Promotion de la production locale
Une autre piste envisagée est la promotion de la production industrielle locale. Des allègements fiscaux pour les entreprises malgaches pourraient encourager la production de biens « Made in Madagascar », réduisant ainsi la dépendance aux importations et aidant à stabiliser l’économie. Cette stratégie, si elle est bien mise en œuvre, pourrait non seulement renforcer l’économie locale, mais aussi créer des emplois et améliorer les conditions de vie des Malgaches.
Fixation de prix plafonds : Un remède temporaire
Pour contrer l’inflation galopante, le gouvernement a également mis en place des prix plafonds sur certaines denrées essentielles, comme le riz, le sucre et l’huile. Cette mesure vise à protéger le pouvoir d’achat des ménages, mais elle risque d’être insuffisante si elle n’est pas accompagnée d’autres actions plus structurelles.
Lire aussi : Madagascar : La poubelle alimentaire de l’océan Indien ?

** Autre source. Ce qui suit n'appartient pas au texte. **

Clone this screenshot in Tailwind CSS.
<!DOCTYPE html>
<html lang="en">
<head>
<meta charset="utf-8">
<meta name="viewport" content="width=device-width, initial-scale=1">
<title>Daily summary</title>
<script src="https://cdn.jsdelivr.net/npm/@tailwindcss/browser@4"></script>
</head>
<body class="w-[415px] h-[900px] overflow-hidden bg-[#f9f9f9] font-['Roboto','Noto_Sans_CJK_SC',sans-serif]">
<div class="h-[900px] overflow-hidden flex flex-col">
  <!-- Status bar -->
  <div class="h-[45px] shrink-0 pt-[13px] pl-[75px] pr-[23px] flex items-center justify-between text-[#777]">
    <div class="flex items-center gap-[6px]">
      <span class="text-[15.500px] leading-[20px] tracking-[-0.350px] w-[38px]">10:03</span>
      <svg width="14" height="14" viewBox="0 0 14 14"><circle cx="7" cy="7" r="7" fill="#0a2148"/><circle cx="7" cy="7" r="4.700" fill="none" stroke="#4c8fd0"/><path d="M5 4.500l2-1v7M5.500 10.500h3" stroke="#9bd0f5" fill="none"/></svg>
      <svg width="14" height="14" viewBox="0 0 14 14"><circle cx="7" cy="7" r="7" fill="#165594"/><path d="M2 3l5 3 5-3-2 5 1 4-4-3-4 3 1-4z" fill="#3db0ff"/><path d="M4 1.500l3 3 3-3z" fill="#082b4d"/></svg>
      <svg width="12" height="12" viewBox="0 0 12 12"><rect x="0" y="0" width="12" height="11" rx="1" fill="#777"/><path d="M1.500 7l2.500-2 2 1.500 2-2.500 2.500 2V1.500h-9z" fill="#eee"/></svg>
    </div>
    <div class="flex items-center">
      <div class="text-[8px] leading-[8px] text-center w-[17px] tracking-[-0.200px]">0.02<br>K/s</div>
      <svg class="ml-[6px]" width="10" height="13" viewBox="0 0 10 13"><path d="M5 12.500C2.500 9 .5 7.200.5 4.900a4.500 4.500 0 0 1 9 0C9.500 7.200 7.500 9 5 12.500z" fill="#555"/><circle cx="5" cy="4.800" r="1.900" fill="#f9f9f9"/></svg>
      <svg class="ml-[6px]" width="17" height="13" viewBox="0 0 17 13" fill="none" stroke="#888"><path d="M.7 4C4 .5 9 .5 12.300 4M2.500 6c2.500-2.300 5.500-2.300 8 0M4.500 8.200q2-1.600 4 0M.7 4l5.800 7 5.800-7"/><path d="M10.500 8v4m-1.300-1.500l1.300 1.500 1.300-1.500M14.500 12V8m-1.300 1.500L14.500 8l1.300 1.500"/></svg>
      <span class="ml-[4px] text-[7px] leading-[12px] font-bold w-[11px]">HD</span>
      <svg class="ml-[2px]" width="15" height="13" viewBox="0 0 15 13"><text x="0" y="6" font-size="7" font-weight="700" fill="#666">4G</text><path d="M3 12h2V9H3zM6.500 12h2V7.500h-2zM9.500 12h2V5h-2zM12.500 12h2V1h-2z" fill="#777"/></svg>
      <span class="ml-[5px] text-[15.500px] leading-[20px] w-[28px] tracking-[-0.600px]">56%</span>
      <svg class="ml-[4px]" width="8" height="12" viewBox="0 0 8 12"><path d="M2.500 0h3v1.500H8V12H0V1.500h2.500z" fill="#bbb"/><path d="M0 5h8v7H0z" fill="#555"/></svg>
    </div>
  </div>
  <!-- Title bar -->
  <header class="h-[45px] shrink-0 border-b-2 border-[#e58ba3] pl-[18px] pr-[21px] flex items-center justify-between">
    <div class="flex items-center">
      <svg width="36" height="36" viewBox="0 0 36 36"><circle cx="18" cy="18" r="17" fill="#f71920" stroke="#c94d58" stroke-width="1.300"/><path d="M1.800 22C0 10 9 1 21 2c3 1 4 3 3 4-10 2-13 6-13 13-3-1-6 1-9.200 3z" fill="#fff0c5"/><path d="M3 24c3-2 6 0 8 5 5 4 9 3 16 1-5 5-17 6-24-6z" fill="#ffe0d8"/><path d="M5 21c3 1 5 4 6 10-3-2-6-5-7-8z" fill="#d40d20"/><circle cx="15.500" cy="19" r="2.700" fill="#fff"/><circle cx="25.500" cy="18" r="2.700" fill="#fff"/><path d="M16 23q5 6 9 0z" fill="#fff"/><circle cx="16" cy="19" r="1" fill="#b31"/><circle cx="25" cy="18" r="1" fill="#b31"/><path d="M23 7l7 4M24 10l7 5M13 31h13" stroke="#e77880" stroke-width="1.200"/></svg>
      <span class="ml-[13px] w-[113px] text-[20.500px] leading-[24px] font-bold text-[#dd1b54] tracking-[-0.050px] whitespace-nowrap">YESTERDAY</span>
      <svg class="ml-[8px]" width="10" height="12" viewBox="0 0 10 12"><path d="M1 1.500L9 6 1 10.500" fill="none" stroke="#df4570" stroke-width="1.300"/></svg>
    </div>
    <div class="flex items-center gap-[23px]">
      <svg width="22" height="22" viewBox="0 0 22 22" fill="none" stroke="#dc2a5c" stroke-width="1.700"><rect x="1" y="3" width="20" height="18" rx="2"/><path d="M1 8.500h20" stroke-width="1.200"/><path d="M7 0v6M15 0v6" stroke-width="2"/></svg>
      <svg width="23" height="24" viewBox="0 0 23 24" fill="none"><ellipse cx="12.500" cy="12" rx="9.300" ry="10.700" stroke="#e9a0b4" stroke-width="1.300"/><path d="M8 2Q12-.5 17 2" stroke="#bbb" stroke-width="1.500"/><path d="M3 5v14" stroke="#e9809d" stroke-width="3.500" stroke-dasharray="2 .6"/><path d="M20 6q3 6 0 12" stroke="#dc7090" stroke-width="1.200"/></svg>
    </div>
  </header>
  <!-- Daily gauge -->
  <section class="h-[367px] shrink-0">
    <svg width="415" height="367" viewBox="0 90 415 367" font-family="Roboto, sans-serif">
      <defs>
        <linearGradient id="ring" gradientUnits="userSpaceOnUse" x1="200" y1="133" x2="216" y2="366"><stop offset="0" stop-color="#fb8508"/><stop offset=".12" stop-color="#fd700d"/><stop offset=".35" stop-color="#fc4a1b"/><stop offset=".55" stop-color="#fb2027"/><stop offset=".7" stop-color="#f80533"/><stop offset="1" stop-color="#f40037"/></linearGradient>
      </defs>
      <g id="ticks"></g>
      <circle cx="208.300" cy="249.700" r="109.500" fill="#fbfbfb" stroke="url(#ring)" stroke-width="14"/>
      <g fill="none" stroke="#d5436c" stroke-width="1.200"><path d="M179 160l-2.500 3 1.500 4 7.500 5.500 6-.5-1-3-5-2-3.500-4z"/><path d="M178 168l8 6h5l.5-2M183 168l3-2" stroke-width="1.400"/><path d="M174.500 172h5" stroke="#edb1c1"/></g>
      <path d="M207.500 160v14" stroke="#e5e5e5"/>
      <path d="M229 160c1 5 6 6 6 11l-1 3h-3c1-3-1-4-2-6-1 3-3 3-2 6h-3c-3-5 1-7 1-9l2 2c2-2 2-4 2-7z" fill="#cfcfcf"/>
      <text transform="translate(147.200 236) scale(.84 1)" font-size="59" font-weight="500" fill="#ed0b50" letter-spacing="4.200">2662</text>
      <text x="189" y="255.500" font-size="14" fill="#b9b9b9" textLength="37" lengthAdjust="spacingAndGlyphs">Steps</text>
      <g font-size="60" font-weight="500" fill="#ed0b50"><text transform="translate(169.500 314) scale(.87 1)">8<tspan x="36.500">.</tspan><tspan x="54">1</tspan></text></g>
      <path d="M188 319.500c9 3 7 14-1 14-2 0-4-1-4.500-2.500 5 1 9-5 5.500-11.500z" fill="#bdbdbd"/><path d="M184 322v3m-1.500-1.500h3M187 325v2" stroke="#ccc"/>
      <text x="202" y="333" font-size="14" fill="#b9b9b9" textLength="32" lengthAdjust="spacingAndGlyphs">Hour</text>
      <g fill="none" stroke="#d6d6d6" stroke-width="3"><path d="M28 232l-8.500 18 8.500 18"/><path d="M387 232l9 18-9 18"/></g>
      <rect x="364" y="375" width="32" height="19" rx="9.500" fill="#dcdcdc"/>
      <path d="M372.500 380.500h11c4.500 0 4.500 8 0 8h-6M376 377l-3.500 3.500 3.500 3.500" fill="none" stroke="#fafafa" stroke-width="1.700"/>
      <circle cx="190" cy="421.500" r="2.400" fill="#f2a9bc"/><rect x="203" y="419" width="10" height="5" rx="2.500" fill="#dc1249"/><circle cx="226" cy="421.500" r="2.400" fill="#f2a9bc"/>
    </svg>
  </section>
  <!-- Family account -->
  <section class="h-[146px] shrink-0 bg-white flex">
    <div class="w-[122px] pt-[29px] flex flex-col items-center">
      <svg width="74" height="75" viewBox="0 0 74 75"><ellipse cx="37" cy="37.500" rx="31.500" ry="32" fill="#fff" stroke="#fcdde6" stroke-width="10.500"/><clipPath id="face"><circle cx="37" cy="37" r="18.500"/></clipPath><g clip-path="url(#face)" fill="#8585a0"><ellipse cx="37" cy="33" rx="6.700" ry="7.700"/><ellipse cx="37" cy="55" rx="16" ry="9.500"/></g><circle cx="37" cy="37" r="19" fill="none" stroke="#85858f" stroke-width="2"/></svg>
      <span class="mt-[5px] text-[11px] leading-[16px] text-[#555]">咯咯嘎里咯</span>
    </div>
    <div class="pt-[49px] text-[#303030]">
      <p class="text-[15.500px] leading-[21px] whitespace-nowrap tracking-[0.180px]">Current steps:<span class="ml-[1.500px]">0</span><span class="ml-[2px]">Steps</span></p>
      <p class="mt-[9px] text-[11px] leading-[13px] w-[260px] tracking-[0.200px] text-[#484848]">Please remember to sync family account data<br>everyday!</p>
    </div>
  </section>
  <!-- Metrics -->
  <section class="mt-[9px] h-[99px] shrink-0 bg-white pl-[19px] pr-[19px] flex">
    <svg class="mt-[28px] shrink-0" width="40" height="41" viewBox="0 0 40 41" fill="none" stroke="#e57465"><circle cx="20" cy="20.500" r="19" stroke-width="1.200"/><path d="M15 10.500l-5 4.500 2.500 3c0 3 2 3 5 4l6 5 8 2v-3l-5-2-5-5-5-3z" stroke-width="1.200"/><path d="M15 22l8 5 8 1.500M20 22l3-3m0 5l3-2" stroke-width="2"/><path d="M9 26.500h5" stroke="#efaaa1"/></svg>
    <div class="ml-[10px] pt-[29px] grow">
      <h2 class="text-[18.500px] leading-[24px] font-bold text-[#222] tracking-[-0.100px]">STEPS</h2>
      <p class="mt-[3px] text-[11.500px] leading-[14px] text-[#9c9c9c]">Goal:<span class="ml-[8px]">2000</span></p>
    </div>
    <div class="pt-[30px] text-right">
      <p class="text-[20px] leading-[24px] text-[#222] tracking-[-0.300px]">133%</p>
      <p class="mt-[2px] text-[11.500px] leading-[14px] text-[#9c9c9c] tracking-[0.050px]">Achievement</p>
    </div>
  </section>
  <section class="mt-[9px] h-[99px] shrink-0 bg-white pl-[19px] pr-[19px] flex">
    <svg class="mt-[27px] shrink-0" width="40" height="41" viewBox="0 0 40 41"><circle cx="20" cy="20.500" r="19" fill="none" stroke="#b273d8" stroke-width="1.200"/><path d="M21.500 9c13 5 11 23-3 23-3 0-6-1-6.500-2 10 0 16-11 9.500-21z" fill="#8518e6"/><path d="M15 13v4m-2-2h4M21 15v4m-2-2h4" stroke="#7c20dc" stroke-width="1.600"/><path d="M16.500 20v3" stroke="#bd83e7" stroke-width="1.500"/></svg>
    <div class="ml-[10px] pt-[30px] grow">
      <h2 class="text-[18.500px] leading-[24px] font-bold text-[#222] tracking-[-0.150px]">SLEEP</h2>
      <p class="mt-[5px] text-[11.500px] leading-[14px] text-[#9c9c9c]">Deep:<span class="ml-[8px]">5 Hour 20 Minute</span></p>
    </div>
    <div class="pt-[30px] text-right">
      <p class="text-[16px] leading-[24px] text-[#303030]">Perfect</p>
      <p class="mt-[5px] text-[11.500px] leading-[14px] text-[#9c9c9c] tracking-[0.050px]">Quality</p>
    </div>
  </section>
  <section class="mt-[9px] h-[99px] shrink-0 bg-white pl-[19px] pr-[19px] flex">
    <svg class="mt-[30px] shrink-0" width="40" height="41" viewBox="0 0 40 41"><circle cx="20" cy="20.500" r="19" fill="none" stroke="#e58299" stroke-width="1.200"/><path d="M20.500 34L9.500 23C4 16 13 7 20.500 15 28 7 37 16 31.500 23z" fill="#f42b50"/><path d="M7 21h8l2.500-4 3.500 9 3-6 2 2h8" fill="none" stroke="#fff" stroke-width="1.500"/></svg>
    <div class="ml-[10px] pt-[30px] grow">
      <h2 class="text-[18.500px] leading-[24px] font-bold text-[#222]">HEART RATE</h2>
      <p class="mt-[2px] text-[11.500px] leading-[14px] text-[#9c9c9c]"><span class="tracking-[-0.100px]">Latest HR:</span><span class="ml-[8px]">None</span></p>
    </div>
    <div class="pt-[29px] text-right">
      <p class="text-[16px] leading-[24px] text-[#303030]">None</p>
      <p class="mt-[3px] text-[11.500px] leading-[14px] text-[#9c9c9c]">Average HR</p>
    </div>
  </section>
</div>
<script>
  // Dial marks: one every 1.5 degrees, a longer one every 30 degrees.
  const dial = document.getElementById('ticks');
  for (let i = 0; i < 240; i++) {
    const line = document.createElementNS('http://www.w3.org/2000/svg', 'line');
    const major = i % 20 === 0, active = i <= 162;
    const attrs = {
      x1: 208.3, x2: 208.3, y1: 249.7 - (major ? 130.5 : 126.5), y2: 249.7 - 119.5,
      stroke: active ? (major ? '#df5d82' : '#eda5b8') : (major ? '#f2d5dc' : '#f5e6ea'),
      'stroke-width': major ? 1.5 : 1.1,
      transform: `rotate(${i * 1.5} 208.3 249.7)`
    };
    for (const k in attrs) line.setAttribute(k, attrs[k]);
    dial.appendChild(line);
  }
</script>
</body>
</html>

Stabiliser l’ariary, une nécessité absolue pour l’avenir
La dépréciation de l’ariary face à l’euro est un défi de taille pour l’économie malgache. Elle révèle les vulnérabilités structurelles du pays et rappelle l’urgence de diversifier l’économie, de renforcer la production locale, et de mieux gérer les ressources financières. Les mesures prises par le gouvernement sont un premier pas, mais leur succès dépendra de leur mise en œuvre rapide et efficace. Pour Madagascar, stabiliser l’ariary n’est pas seulement une question économique, c’est une nécessité pour préserver la stabilité sociale et améliorer les conditions de vie de la population.